_PROVIDED MATERIAL_.
* start *
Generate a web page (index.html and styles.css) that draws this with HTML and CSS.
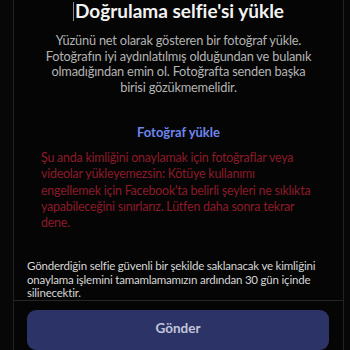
FILE: index.html
```html
<!DOCTYPE html>
<html lang="tr">
<head>
<meta charset="utf-8">
<link rel="stylesheet" href="styles.css">
</head>
<body>
<div class="panel">
  <div class="body">
    <h1 class="title"><span class="caret"></span>Doğrulama selfie'si yükle</h1>
    <p class="intro">Yüzünü net olarak gösteren bir fotoğraf yükle.<br>Fotoğrafın iyi aydınlatılmış olduğundan ve bulanık<br>olmadığından emin ol. Fotoğrafta senden başka<br>birisi gözükmemelidir.</p>
    <div class="upload">Fotoğraf yükle</div>
    <p class="error">Şu anda kimliğini onaylamak için fotoğraflar veya<br>videolar yükleyemezsin: Kötüye kullanımı<br>engellemek için Facebook'ta belirli şeyleri ne sıklıkta<br>yapabileceğini sınırlarız. Lütfen daha sonra tekrar<br>dene.</p>
    <p class="note">Gönderdiğin selfie güvenli bir şekilde saklanacak ve kimliğini<br>onaylama işlemini tamamlamamızın ardından 30 gün içinde<br>silinecektir.</p>
  </div>
  <div class="footer">
    <button class="submit" type="button">Gönder</button>
  </div>
</div>
</body>
</html>
```
FILE: styles.css
```css
html, body {
  margin: 0;
  padding: 0;
  background: #070707;
  height: 350px;
  overflow: hidden;
  font-family: "Lato", "Open Sans", sans-serif;
}
.panel {
  margin: 0 6px 0 13px;
  border-left: 1px solid #222;
  border-right: 1px solid #222;
  height: 350px;
  background: #050505;
  display: flex;
  flex-direction: column;
}
.body {
  height: 309px;
  border-bottom: 1px solid #262626;
  display: flex;
  flex-direction: column;
}
.title {
  margin: 0;
  font-size: 19px;
  line-height: 22px;
  font-weight: 700;
  color: #f2f2f2;
  text-align: center;
}
.caret {
  display: inline-block;
  width: 1px;
  height: 19px;
  background: #8a8a8a;
  vertical-align: -3px;
  margin-right: 1px;
}
.intro {
  margin: 11px 0 0;
  padding: 0;
  font-size: 12.8px;
  line-height: 15.5px;
  color: #b3b3b3;
  text-align: center;
  white-space: nowrap;
  letter-spacing: -0.2px;
}
.upload {
  margin-top: 29px;
  text-align: center;
  font-size: 13px;
  font-weight: 700;
  color: #6f86f0;
  line-height: 16px;
}
.error {
  margin: 10px 0 0;
  padding: 0 0 0 27px;
  font-size: 12.4px;
  line-height: 16.3px;
  color: #8d1a29;
  white-space: nowrap;
  letter-spacing: -0.2px;
}
.note {
  margin: 28px 0 0;
  padding: 0 13px;
  font-size: 11.5px;
  line-height: 13.5px;
  color: #d6d6d6;
  white-space: nowrap;
  letter-spacing: -0.2px;
}
.footer {
  padding: 9px 14px 0 13px;
}
.submit {
  display: block;
  width: 100%;
  height: 40px;
  border: 0;
  border-radius: 9px;
  background: #2c3366;
  color: #c3c6da;
  font-family: inherit;
  font-size: 13.5px;
  font-weight: 700;
  padding: 0 0 4px;
}
```
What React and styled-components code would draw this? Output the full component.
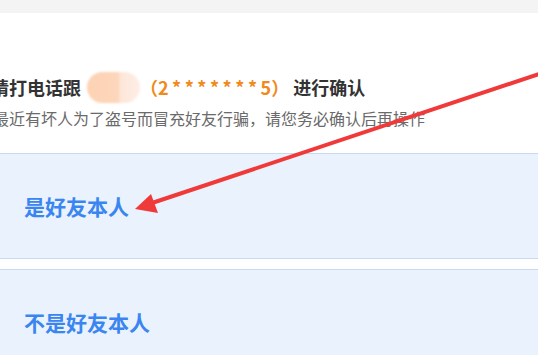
import React from "react";
import styled, { createGlobalStyle } from "styled-components";

const GlobalStyle = createGlobalStyle`
  html, body {
    margin: 0;
    padding: 0;
    background: #ffffff;
    font-family: "Noto Sans CJK SC", "Noto Sans", sans-serif;
  }
`;

const Page = styled.div`
  position: relative;
  width: 538px;
  height: 355px;
  overflow: hidden;
  background: #ffffff;
`;

const TopBar = styled.div`
  height: 13px;
  background: #f4f4f4;
`;

const Notice = styled.div`
  padding-top: 62px;
  margin-left: -9px;
`;

const Title = styled.div`
  display: flex;
  align-items: center;
  height: 24px;
  font-size: 18px;
  font-weight: 700;
  color: #333333;
  white-space: nowrap;
`;

const BlurName = styled.span`
  display: inline-block;
  flex: none;
  width: 53px;
  height: 31px;
  margin: 0 0 0 6px;
  border-radius: 16px;
  background: linear-gradient(90deg, #fdd2b4 0%, #fdd6bb 60%, #fde6d8 62%, #feeee6 100%);
  filter: blur(1px);
`;

const Phone = styled.span`
  color: #f08a1c;
  margin-right: 4px;
`;

const Digits = styled.span`
  letter-spacing: 3.5px;
`;

const Sub = styled.div`
  margin-top: 8px;
  margin-left: 2px;
  height: 22px;
  line-height: 22px;
  font-size: 16px;
  color: #6a6a6a;
  white-space: nowrap;
`;

const Options = styled.div`
  margin-top: 24px;
  display: flex;
  flex-direction: column;
  gap: 10px;
`;

const Option = styled.div`
  height: 104px;
  display: flex;
  align-items: center;
  padding-left: 24px;
  background: #eaf2fd;
  border-top: 1px solid #c6dbf0;
  border-bottom: 1px solid #c6dbf0;
  font-size: 21px;
  font-weight: 700;
  color: #3a86f0;
`;

const Arrow = styled.svg`
  position: absolute;
  left: 0;
  top: 0;
  pointer-events: none;
`;

const App = () => {
  return (
    <>
      <GlobalStyle />
      <Page>
        <TopBar />
        <Notice>
          <Title>
            请打电话跟
            <BlurName />
            <Phone>
              （<Digits>2*******</Digits>5）
            </Phone>
            进行确认
          </Title>
          <Sub>最近有坏人为了盗号而冒充好友行骗，请您务必确认后再操作</Sub>
        </Notice>
        <Options>
          <Option>是好友本人</Option>
          <Option>不是好友本人</Option>
        </Options>
        {/* 红色标注箭头 */}
        <Arrow width="538" height="355" viewBox="0 0 538 355">
          <line x1="545" y1="72" x2="152" y2="203" stroke="#f03a3a" strokeWidth="4" strokeLinecap="round" />
          <polygon points="135,209 151,194 158,213" fill="#f03a3a" />
        </Arrow>
      </Page>
    </>
  );
};

export default App;
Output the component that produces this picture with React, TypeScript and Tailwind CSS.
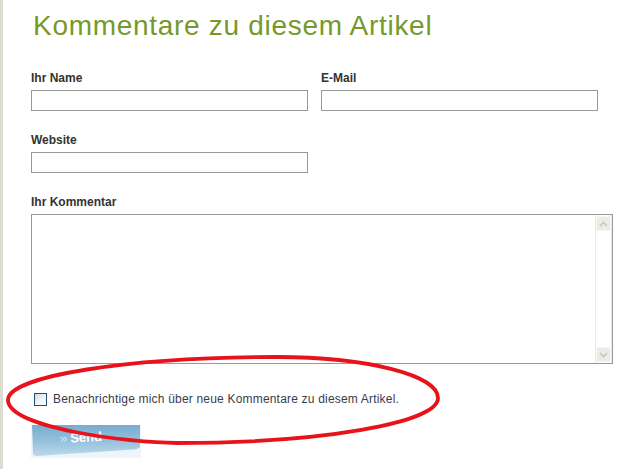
import React from "react";

export default function App() {
  return (
    <div className="relative w-[635px] h-[469px] overflow-hidden bg-white" style={{ fontFamily: '"Liberation Sans", Arial, sans-serif' }}>
      <div className="absolute left-0 top-0 h-full w-[3px] bg-[#dcdcd2]" />
      <div className="pl-[31px] pt-[9px]">
        <h1 className="text-[28px] leading-[34px] text-[#76992a] pl-[2px] tracking-[0.7px]">Kommentare zu diesem Artikel</h1>
        <div className="mt-[28px] flex gap-[13px]">
          <div className="flex flex-col">
            <label className="text-[12px] font-bold text-[#333] leading-[14px]">Ihr Name</label>
            <input className="mt-[5px] w-[277px] h-[21px] border border-[#999] outline-none" />
          </div>
          <div className="flex flex-col">
            <label className="text-[12px] font-bold text-[#333] leading-[14px]">E-Mail</label>
            <input className="mt-[5px] w-[277px] h-[21px] border border-[#999] outline-none" />
          </div>
        </div>
        <div className="mt-[22px] flex flex-col">
          <label className="text-[12px] font-bold text-[#333] leading-[14px]">Website</label>
          <input className="mt-[5px] w-[277px] h-[21px] border border-[#999] outline-none" />
        </div>
        <div className="mt-[22px] flex flex-col">
          <label className="text-[12px] font-bold text-[#333] leading-[14px]">Ihr Kommentar</label>
          <div className="mt-[5px] w-[582px] h-[150px] border border-[#999] flex justify-end">
            <div className="w-[17px] h-full border-l border-r border-[#ececE6] flex flex-col justify-between py-[1px]">
              <div className="h-[15px] w-[15px] bg-[#ecece6] border border-[#f6f6f2] flex items-center justify-center">
                <svg width="9" height="6" viewBox="0 0 9 6"><path d="M1 5 L4.5 1.5 L8 5" stroke="#c8c8c0" strokeWidth="1.6" fill="none" /></svg>
              </div>
              <div className="h-[15px] w-[15px] bg-[#ecece6] border border-[#f6f6f2] flex items-center justify-center">
                <svg width="9" height="6" viewBox="0 0 9 6"><path d="M1 1 L4.5 4.5 L8 1" stroke="#c8c8c0" strokeWidth="1.6" fill="none" /></svg>
              </div>
            </div>
          </div>
        </div>
        <div className="mt-[28px] flex items-center pl-[3px]">
          <div className="w-[13px] h-[13px] border border-[#1d4f7e] bg-gradient-to-br from-[#d4d4d0] via-[#f2f2f0] to-white" />
          <span className="ml-[6px] text-[12px] text-[#3b3b4b] leading-[14px] tracking-[0.19px]">Benachrichtige mich über neue Kommentare zu diesem Artikel.</span>
        </div>
        <div className="mt-[19px] w-[110px] h-[33px] bg-[#eef5f8] relative overflow-hidden">
          <div className="absolute left-[1px] top-0 w-[108px] h-[31px] bg-gradient-to-b from-[#78acd0] via-[#94c0dc] to-[#bcd9ea] [clip-path:polygon(0_0,100%_0,100%_72%,97%_78%,4%_100%,1%_96%)]" />
          <span className="absolute left-[29px] top-[6px] text-[13px] font-bold text-white leading-[15px] -rotate-[3deg] origin-left">
            <span className="text-[#d6e8f3] font-normal mr-[3px]">»</span>Send
          </span>
        </div>
      </div>
      <svg className="absolute left-0 top-0 pointer-events-none" width="635" height="469">
        <path
          d="M8 400 C8 376 129 357 277 357 C366 357 438 375 438 398 C438 423 321 443 177 443 C130 443 8 428 8 400 Z"
          fill="none"
          stroke="#e8121b"
          strokeWidth="3.8"
        />
      </svg>
    </div>
  );
}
* end *
_CHALLENGE_. List all lines holding the string "React".

_ANSWER BELOW_.
What React and styled-components code would draw this? Output the full component.
import React from "react";
Output the component that produces this picture with React, TypeScript and Tailwind CSS.
import React from "react";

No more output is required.